If $X$ is positive definite matrix, what is the third derivative of $\log(\det X)$ with respect to $X$?

We know the first derivative of $\log(\det X)$ is $X^{-1}$ and the second derivative (hessian) is $X^{-1} \otimes X^{-1}$ but I don't know the third derivative of $\log(\det X)$ with respect to $X$.

Thanks in advance.

2

There are 2 best solutions below

1
On

Let $H$ be a symmetric matrix with "small" entries. Then by writing $\Delta = X^{-1}H$ for simplicity, we may decompose $\log\det(X+H)$ as

$$ \log\det(X+H) = \log\det(X) + \log\det(I+\Delta). $$

Now by using the identities $A=\exp(\log A)$ and $\det\exp(A) = \exp\operatorname{tr}(A)$ (which surely hold for positive definite matrices), we get

\begin{align*} \log\det(I+\Delta) &= \log\det \exp(\log(I+\Delta)) \\ &= \log\det \exp\left(\sum_{k=1}^{\infty}\frac{(-1)^{k-1}}{k} \Delta^k \right) \\ &= \operatorname{tr}\left(\sum_{k=1}^{\infty}\frac{(-1)^{k-1}}{k} \Delta^k \right) \\ &= \sum_{k=1}^{\infty}\frac{(-1)^{k-1}}{k} \operatorname{tr}(\Delta^k). \end{align*}

  • For example, the first derivative of $\log\det(X)$ is the linear functional

    $$ H \mapsto \operatorname{tr}(X^{-1}H), $$

    which can be identified as $X^{-1}$ via the Riesz representation theorem, assuming that the space of symmetric matrices is furnished with the inner product $\langle A, B \rangle = \operatorname{tr}(A^{\mathsf{T}}B)$.

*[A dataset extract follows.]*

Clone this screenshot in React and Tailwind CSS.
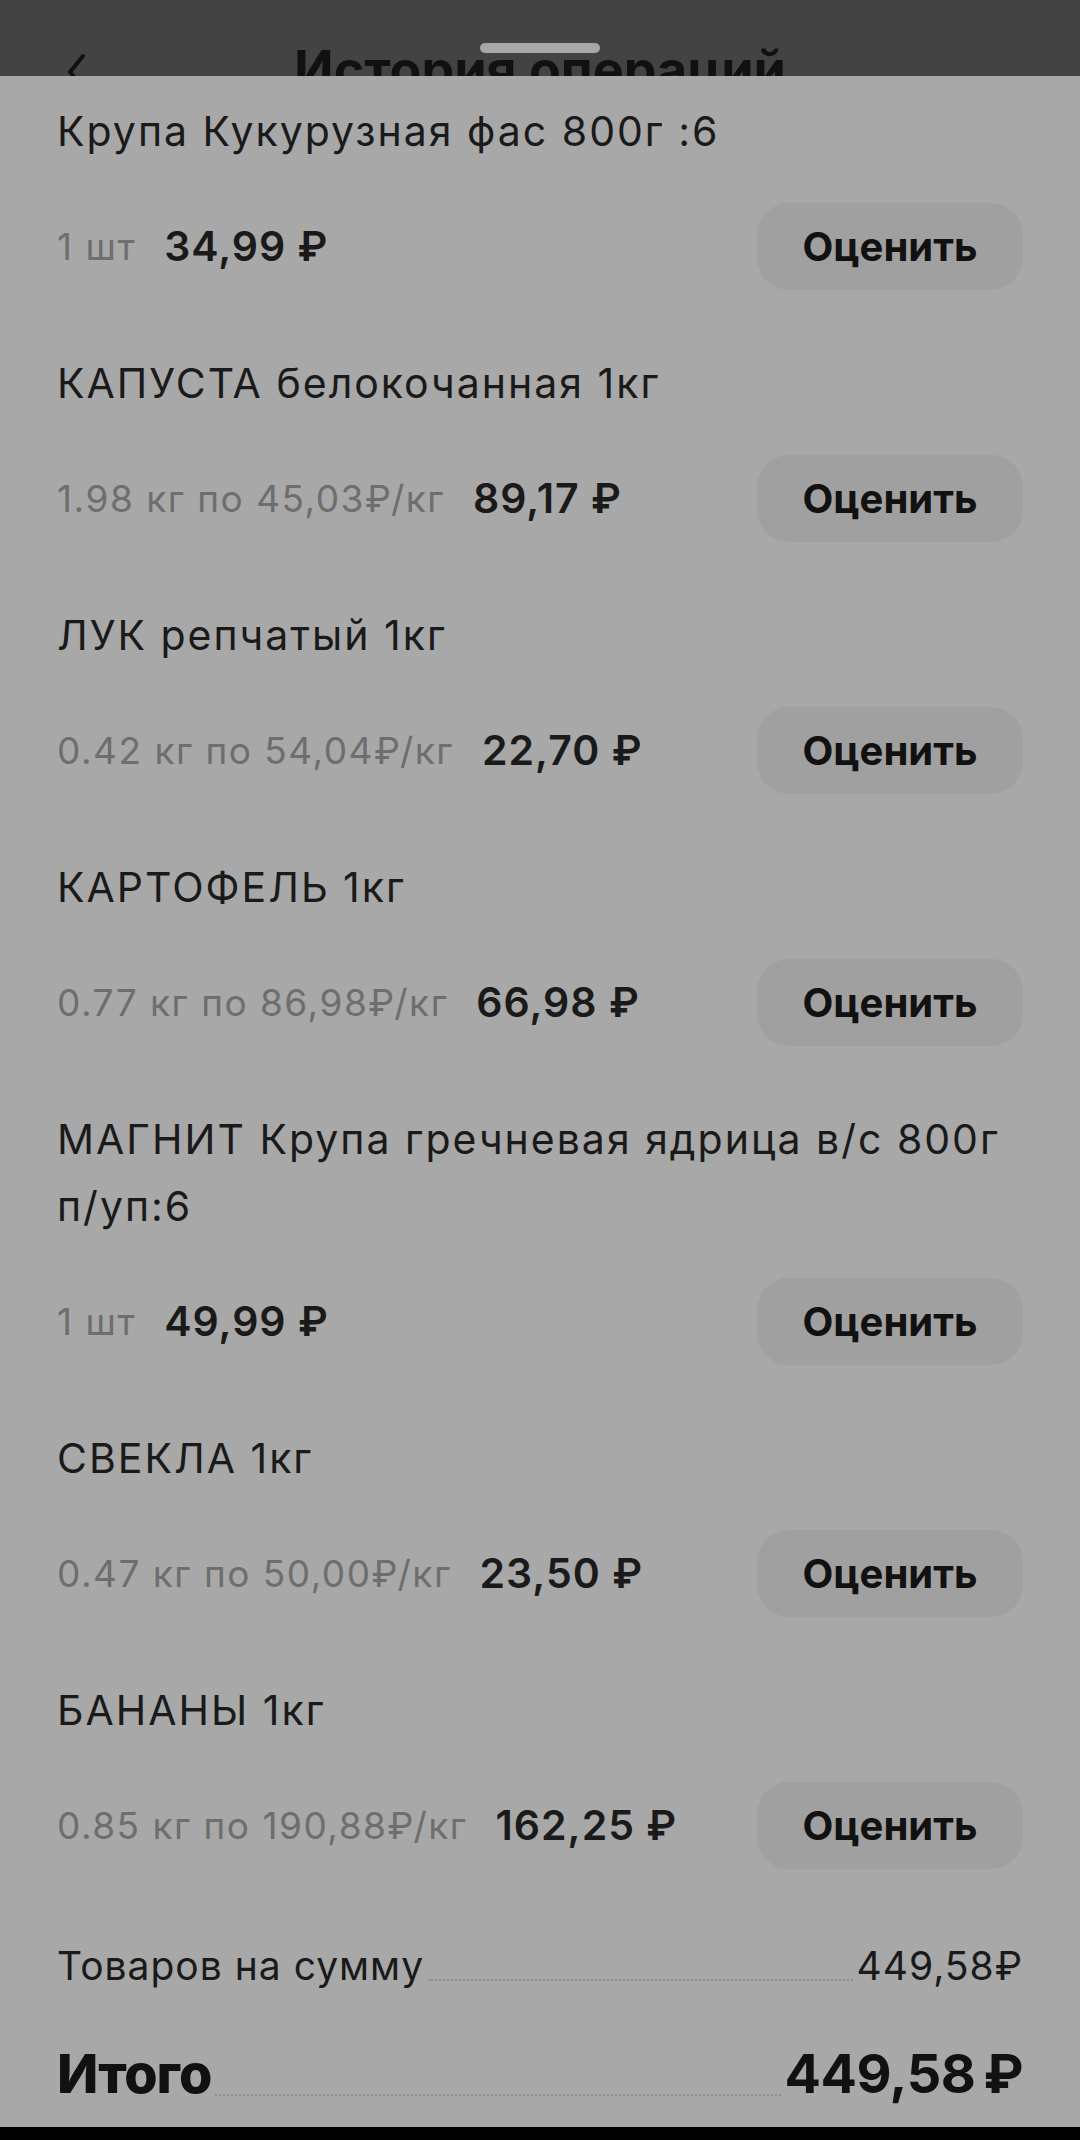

  • Then the second derivative of $\log\det(X)$ is the quadratic form

    $$ H \mapsto -\operatorname{tr}(X^{-1}HX^{-1}H), $$

    which then induces the bilinear form

    $$ (U, V) \mapsto -\operatorname{tr}(X^{-1}UX^{-1}V) $$

    via polarization. (I am not sure how this can be identified with $-X^{-1}\otimes X^{-1}$, though.)

  • Finally, the third derivative of $\log\det(X)$ is the cubic form

    $$ H \mapsto 2\operatorname{tr}(X^{-1}HX^{-1}HX^{-1}H). $$

1
On

Let $$\eqalign{ X &= X^T \\ Y &= Y^T = X^{-1} \\ f(X) &= \log\det(X) = -\log\det(Y) \\ }$$ then in index notation the first few derivatives of $f$ are $$\eqalign{ \frac{\partial f}{\partial X_{ij}} &= Y_{ij} \\ \frac{\partial^2 f}{\partial X_{ij}\,\partial X_{k\ell}} &= ​-Y_{i\ell}Y_{jk} \\ \frac{\partial^3 f}{\partial X_{ij}\,\partial X_{k\ell}\,\partial X_{pq}} &​= Y_{ip}Y_{q\ell}Y_{jk} + Y_{i\ell}Y_{jp}Y_{qk} \\\\ }$$ These formula result from the repeated application of two simple rules $$\eqalign{ dY_{i\ell} &= -\sum_{j}\sum_{k}Y_{ij}\;dX_{jk}\,Y_{k\ell} \qquad\qquad \frac{\partial X_{ij}}{\partial X_{k\ell}} &= \delta_{ik}\delta_{j\ell} \\ }$$